Campeonatos chatíssimos por pontos corridos, ingressos caríssimos para as classes médias entediadas em estádios assépticos e sem cerveja e a previsibilidade tática das retrancas, ferrolhos e WMs, são apenas as mais evidentes influências alienígenas dos malas europeus. Mas a moda européia que mais danos trouxe ao futebol artístico e refinado praticado na parte mais ensolarada da América foi a elevação da porrada ao patamar de recurso técnico. Não estou nem falando das origens vândalas do mob football do século XII que tanto sucesso fez na ilha britânica ou no violento gioco del calcio das cidades toscanas do Renascimento e sim do embrutecimento do jogo europeu como um todo.
Acredito na teoria que explica esse embrutecimento na abrupta interrupção do futebol profissional europeu durante a II Grande Guerra. Impossibilitados de acompanhar a alucinante evolução técnica do futebol sul-americano durante os anos 40 os europeus que conseguiram chegar ao Mundial de 1950 no Brasil se surpreenderam no com a excelência técnica de brasileiros e uruguayos e voltaram para casa apenas com um desimportante terceiro lugar para a Suécia.
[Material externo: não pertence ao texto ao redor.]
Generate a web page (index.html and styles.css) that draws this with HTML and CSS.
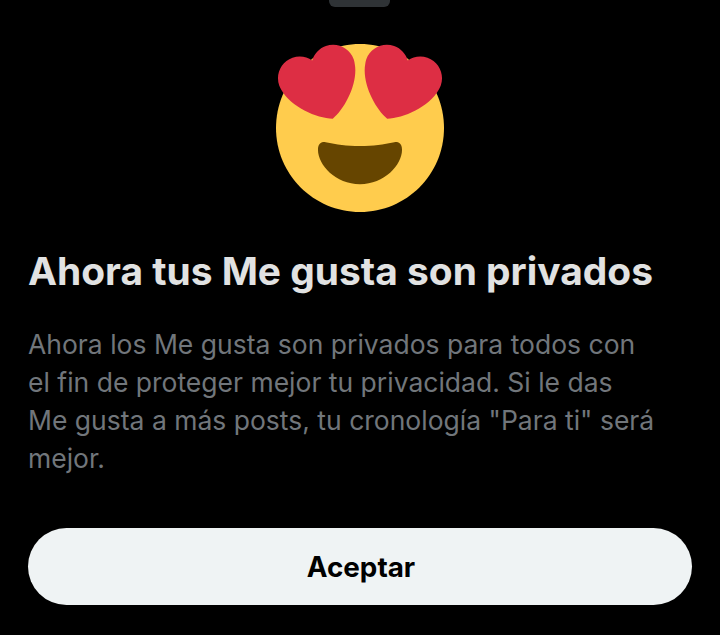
FILE: index.html
```html
<!DOCTYPE html>
<html lang="es">
<head>
<meta charset="utf-8">
<title>Ahora tus Me gusta son privados</title>
<link rel="stylesheet" href="styles.css">
</head>
<body>
<main class="sheet">
  <div class="handle"></div>
  <svg class="emoji" viewBox="0 0 36 36" aria-hidden="true">
    <path fill="#FFCC4D" d="M36 18c0 9.941-8.059 18-18 18-9.94 0-18-8.059-18-18C0 8.06 8.06 0 18 0c9.941 0 18 8.06 18 18"/>
    <path fill="#664500" d="M18 21.849c-2.966 0-4.935-.346-7.369-.819-.557-.106-1.638 0-1.638 1.638 0 3.276 3.763 7.37 9.007 7.37 5.243 0 9.006-4.094 9.006-7.37 0-1.638-1.082-1.745-1.637-1.638-2.434.473-4.402.819-7.369.819"/>
    <path fill="#DD2E44" d="M16.65 3.281C15.791.85 13.126-.426 10.694.431c-1.476.52-2.521 1.711-2.928 3.104-1.191-.829-2.751-1.1-4.225-.58C1.111 3.813-.167 6.48.692 8.911c.122.344.284.663.472.958 1.951 3.582 7.588 6.1 11.001 6.131 2.637-2.167 5.446-7.665 4.718-11.677-.038-.348-.113-.698-.233-1.042zm2.7 0C20.209.85 22.875-.426 25.306.431c1.476.52 2.521 1.711 2.929 3.104 1.191-.829 2.751-1.1 4.225-.58 2.43.858 3.707 3.525 2.85 5.956-.123.344-.284.663-.473.958-1.951 3.582-7.588 6.1-11.002 6.131-2.637-2.167-5.445-7.665-4.717-11.677.037-.348.112-.698.232-1.042z"/>
  </svg>
  <h1 class="title">Ahora tus Me gusta son privados</h1>
  <p class="body">Ahora los Me gusta son privados para todos con<br>el fin de proteger mejor tu privacidad. Si le das<br>Me gusta a más posts, tu cronología "Para ti" será<br>mejor.</p>
  <button class="accept">Aceptar</button>
</main>
</body>
</html>
```
FILE: styles.css
```css
html, body {
  margin: 0;
  height: 100%;
  background: #000;
}
.sheet {
  box-sizing: border-box;
  height: 635px;
  overflow: hidden;
  padding: 0 28px;
  display: flex;
  flex-direction: column;
  font-family: Inter, "Liberation Sans", sans-serif;
}
.handle {
  align-self: center;
  width: 61px;
  height: 7px;
  margin-left: -1px;
  border-radius: 0 0 6px 6px;
  background: #2f3336;
  flex: none;
}
.emoji {
  align-self: center;
  display: block;
  width: 168px;
  height: 168px;
  margin-top: 37px;
  flex: none;
}
.title {
  margin: 35px 0 0;
  font-size: 38.9px;
  line-height: 48px;
  font-weight: 700;
  color: #e1e2e2;
  white-space: nowrap;
}
.body {
  margin: 30px 0 0;
  font-size: 26.5px;
  line-height: 38px;
  font-weight: 400;
  color: #71767b;
  white-space: nowrap;
}
.accept {
  display: block;
  width: 664px;
  height: 77px;
  margin: 51px 0 0;
  padding: 2px 0 0 2px;
  border: 0;
  border-radius: 39px;
  background: #eff3f4;
  color: #000;
  font: 700 27.8px/1 Inter, "Liberation Sans", sans-serif;
  flex: none;
}
```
A resposta européia ao drible e à ginga foi preparo físico e mais marcação. Ganharam a Copa de 54, mas viram com a Hungria a despedida oficial da habilidade no futebol europeu. De lá pra frente alguns brasileiros começaram a comer melhor e só restou aos europeus aperfeiçoar ainda mais a preparação física e enfiar a porrada em nossos aborígines dribladores. Das Copas seguintes vencidas pelos europeus qual time jogava bonito? A Inglaterra de 66 jogava igualzinho à Inglaterra de 2007: chuveirinho na área e porrada em quem chegar junto. A Alemanha de 74 até que tinha o Beckenbauer, mas era um time mais dedicado à destruição do que à criação. Itália de 82 nem precisamos comentar, ganhou na cagada e com o Scirea enfiando a porrada em todo mundo. Nem vou falar das outras Copas, já demonstrei meu ponto de vista.
Foi só durante um curto período, entre 58 e 70, que além de sermos os melhores do mundo, jogando à brasileira, isto é, na bola, compartilhava-se uma consciência nacional desse fato. Infelizmente, o esfacelamento das estruturas democrática no país provocaram uma terrível e lamentável distorção: nos anos de chumbo dizer que o Brasil era o melhor do mundo era visto como apoio à ditadura dos milicos. Essa maluquice inventada pelos comunistas de boteco e o revolucionário padrão tático da Holanda de Cruyjf na Copa de 74 foram o bastante para que o Brasil Bola voltasse a macaquear os decadentes europeus com todas as forças. E assim, prostrados, desabrasileirados, continuamos até hoje a negar nossas origens mestiças, genética e socialmente mais evoluídas.
Um dos reflexos dessa falta de honestidade cultural é que a porrada, o penúltimo refugio dos canalhas desprovidos de talentos futebolísticos (o ultimo é o STJD), é a grande estrela do Brasileiro 2007. Já que os nossos maiores talentos jogam do outro lado do Atlântico e os clubes brasileiros têm que se virar com a xepa, nossos professores adiantam a marcação, enchem o meio de cabeças de bagre e mandam enfiar a porrada em quem ficar de palhaçadinha (Cachaça, Joel, in Vila Belmiro, 2007).
Citei Joel, mas podia ter citado Vanderlei, Geninho, Roth ou Felipão. A porrada, coisa de europeu da cintura dura é agora brasileira, é coisa nossa. E longe de mim aliviar pro lado dos técnicos de futebol, uma das classes profissionais mais superestimadas do universo, mas a grande maioria de botinudos em ação no campeonato nem precisa de exortações do treinador pra baixar o sarrafo nos mais talentosos. Eles enfiam a porrada por 3 razões básicas: eles não sabem mais o que fazer, eles gostam de bater e tem certeza da impunidade.